Ultimately, trustees wanted town staff to get moving on a sale, which will require annexing the land, deciding lot sizes for the homes and subdividing the property, along with other considerations.
The sale would recoup some of the $1.5 million the town spent to buy the Stanley Property and corresponding water rights and pay off Thomasson Park, an eight-acre parcel near the northwest corner of the town.
While a majority of the board wanted to see the Stanley Property homes sold and sold quickly, some empathized with those struggling to find housing and said that they could support moving working people into the homes while the town hashes out a sale.
At one point during the workshop, the public was given a chance to comment, and a longtime former Grand Lake mayor and trustee used her time to issue a warning to trustees.
Judy Burke served more than 28 years as trustee, mayor pro-tem and mayor. Prior to that, she was a member of the Grand Lake Chamber board and on the town’s planning commission. She’s also made a career in real estate.
Relying on her background in real estate sales and rental property management, Burke drew a clear distinction between seasonal and long-term workforce housing as she asked trustees to consider making local businesses provide their own seasonal housing, which Burke said has been done in the past.
Burke also warned trustees to carefully consider the costs of renting, including clearing a long driveway in the winter, bringing the properties up to specification and who’s going to do the cleaning when people move out.
“I don’t think the town really needs to be in the housing business,” Burke said as she agreed that Grand Lake probably needs to sell the properties and should do it as quickly as possible.
Responding to Burke, however, Trustee Michael Arntson took a very different position.
“I disagree with you in the fact that, yes the town should probably not be supplying housing, but there is no other option at this point in time,” he said. “This is essentially the exact same scenario that every small town in the mountains is facing, and every other one of them is starting to get into the housing market or employee housing for this exact same reason.”
Arntson said that since he moved here almost 20 years ago, he’s only seen housing prices go up, and there’s been a history of real estate pros serving on town boards that “has come at a large cost for small families and new families coming into this area.”
“If the town cannot make any type of actual affordable housing, we are in that scenario that we talked about before, where it is the 60 and 70-year-olds taking care of the 80 and 90-year-olds,” Arntson said. “Like, it’s bound to happen.”
Arntson said that with the cost of construction, a family would have to make around $150,000 or more just to afford a quarter acre to build a 1,000 square foot house, and that’s just not feasible.

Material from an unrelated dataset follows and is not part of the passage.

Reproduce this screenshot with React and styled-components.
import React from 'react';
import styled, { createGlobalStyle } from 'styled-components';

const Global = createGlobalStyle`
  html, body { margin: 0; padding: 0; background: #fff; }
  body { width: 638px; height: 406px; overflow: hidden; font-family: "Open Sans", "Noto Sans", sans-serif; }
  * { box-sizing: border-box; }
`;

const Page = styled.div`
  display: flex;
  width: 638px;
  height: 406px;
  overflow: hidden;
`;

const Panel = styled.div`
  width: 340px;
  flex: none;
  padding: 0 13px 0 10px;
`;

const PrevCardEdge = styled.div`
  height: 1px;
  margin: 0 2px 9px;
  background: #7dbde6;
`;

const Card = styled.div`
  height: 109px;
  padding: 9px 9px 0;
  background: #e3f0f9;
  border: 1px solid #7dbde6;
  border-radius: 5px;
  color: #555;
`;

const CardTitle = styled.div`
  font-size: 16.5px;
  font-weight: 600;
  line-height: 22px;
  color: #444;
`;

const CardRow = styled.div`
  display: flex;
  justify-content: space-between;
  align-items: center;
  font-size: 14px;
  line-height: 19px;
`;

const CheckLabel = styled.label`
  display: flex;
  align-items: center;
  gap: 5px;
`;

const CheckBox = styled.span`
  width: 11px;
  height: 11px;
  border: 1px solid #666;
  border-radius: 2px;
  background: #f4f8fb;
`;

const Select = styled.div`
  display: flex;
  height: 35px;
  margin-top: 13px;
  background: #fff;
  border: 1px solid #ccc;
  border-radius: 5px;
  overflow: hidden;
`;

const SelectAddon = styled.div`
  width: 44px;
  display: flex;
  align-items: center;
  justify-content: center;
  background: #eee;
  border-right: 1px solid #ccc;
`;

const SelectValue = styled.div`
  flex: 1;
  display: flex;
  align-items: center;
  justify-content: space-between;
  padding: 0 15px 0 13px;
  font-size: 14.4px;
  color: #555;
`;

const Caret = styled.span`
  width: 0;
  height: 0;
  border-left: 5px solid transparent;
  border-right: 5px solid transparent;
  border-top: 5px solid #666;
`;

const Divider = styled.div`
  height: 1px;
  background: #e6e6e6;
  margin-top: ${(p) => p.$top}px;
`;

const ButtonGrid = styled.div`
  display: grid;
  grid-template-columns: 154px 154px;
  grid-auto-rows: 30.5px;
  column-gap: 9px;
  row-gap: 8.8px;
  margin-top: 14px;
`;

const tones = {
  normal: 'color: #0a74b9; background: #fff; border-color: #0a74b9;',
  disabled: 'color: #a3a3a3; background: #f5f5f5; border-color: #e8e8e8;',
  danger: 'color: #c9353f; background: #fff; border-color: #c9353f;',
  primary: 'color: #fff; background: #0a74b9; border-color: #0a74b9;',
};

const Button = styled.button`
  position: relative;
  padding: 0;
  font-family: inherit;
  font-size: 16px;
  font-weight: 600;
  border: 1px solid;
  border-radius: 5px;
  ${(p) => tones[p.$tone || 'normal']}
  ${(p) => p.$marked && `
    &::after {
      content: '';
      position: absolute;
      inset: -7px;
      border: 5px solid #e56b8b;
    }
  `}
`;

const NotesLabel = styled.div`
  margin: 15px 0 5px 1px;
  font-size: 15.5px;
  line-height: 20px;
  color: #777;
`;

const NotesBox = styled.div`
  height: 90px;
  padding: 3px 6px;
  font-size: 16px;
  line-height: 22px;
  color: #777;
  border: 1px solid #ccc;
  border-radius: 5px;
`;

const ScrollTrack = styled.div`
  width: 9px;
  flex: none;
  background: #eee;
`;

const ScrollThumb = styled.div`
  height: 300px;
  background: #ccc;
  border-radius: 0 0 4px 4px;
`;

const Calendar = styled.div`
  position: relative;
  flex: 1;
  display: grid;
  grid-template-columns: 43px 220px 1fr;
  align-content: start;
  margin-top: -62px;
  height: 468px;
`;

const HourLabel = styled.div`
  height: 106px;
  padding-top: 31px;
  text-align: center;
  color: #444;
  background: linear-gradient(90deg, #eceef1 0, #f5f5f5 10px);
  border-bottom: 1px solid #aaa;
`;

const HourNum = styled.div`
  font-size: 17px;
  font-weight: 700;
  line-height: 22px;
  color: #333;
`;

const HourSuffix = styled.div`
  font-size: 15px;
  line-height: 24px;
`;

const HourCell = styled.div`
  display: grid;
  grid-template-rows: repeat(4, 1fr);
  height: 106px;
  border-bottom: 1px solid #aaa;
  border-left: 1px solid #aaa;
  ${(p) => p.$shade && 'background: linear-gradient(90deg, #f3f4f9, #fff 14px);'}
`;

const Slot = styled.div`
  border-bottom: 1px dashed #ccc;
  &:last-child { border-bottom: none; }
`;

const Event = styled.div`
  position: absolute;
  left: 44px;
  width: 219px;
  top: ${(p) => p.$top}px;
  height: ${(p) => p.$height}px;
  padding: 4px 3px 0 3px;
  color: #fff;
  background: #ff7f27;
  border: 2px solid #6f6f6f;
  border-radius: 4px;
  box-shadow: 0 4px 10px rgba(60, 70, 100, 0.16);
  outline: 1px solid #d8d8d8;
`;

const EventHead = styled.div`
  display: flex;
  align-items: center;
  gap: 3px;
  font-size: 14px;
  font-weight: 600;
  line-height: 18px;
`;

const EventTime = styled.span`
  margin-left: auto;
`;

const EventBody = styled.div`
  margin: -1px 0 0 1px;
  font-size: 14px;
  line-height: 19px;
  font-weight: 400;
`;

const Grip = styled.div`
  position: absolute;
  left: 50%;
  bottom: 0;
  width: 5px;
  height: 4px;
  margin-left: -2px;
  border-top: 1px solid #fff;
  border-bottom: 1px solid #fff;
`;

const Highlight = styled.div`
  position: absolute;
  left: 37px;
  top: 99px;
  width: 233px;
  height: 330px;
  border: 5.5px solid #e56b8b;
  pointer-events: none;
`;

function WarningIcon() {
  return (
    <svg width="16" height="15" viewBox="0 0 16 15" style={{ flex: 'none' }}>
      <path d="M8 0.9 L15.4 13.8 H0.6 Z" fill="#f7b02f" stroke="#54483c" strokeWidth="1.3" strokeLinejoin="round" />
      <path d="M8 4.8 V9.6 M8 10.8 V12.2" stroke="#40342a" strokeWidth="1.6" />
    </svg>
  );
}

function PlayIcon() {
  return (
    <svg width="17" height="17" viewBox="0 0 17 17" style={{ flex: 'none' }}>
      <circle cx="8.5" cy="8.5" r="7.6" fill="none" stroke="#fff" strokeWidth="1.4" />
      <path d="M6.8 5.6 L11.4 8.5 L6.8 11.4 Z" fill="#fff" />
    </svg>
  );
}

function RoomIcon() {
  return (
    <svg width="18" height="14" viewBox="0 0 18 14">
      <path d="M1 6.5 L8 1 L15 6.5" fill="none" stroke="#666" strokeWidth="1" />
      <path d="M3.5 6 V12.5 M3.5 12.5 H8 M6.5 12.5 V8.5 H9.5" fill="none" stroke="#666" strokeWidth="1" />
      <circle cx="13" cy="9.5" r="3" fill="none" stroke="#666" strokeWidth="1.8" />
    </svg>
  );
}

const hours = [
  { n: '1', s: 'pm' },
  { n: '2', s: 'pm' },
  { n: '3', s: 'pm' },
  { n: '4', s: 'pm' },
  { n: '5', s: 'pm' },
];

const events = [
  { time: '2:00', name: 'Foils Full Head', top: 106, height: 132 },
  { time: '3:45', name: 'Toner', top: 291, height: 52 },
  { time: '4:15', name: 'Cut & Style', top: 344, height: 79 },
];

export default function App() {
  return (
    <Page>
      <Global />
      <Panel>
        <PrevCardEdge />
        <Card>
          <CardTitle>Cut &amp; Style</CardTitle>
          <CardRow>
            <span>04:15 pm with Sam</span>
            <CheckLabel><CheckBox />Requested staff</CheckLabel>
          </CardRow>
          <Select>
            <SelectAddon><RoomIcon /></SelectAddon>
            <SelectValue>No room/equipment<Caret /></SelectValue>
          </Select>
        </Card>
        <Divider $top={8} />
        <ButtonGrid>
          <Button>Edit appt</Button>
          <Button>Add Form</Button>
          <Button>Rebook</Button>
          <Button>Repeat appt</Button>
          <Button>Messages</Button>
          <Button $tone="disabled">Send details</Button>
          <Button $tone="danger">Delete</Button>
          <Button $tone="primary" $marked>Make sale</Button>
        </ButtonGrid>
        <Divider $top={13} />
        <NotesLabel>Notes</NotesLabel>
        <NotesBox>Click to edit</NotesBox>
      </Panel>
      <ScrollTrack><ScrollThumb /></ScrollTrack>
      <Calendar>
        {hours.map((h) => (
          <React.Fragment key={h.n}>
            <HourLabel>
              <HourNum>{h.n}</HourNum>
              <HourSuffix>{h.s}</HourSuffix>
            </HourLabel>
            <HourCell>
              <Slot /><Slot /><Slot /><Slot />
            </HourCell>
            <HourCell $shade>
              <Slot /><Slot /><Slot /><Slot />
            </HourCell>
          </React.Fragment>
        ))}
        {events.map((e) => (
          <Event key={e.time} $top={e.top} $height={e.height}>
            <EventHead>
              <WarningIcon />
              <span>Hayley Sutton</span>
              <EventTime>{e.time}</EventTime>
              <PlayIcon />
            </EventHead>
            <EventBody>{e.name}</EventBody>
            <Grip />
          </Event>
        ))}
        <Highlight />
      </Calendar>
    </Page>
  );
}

“I know we’ve been talking about this for a long — hell, since last year — and this was actually part of one of the possible reasons we bought the Stanley Property in the first place,” Arntson said. “We, as a town, somehow need to come together — and I do agree with you on possibly making sure (local businesses) keep their seasonal rentals like they used to … but I think we have to somehow get into that business.”
In other business:
• During a workshop with trustees, Grand EMS Chief Robert Good covered how the agency plans to ask voters for a mill levy increase to address rising demand for EMS services. EMS relies on revenue from ambulance calls and mill levies to cover the department operations, and this would be the first mill levy increase for Grand EMS since 2003.
• Grand Lake entered a memorandum of understanding concerning a countywide Drought Preparedness Plan. During discussions, Crone told trustees Grand Lake was unique from other towns in the county because Grand Lake’s water flows northeast, not southwest, so the town has “plenty of senior water rights” to weather almost any drought situation.
“There’s no pressing reason for us to join the drought preparedness plan or sign on to the MOU other than to send a message we are a West Slope town — even if our water flows east — we understand the water conditions faced by everyone in this county, particularly the other towns, and we are willing to stand with them,” Crone told trustees.
Not seeing much of a stake in the issue, trustees voted to instruct Mayor Steve Kudron to sign the MOU in hopes the county will support the town’s interests on other water issues down the road.
• Trustees recognized the 100th anniversary of the Community House, which was built in 1921 after citizens raised the money and provided volunteer work. Upon completion, the Community House has served as a focal point for community gatherings, including countless town meetings, dances, movies, plays, special events, weddings, funerals, birthdays and other life events.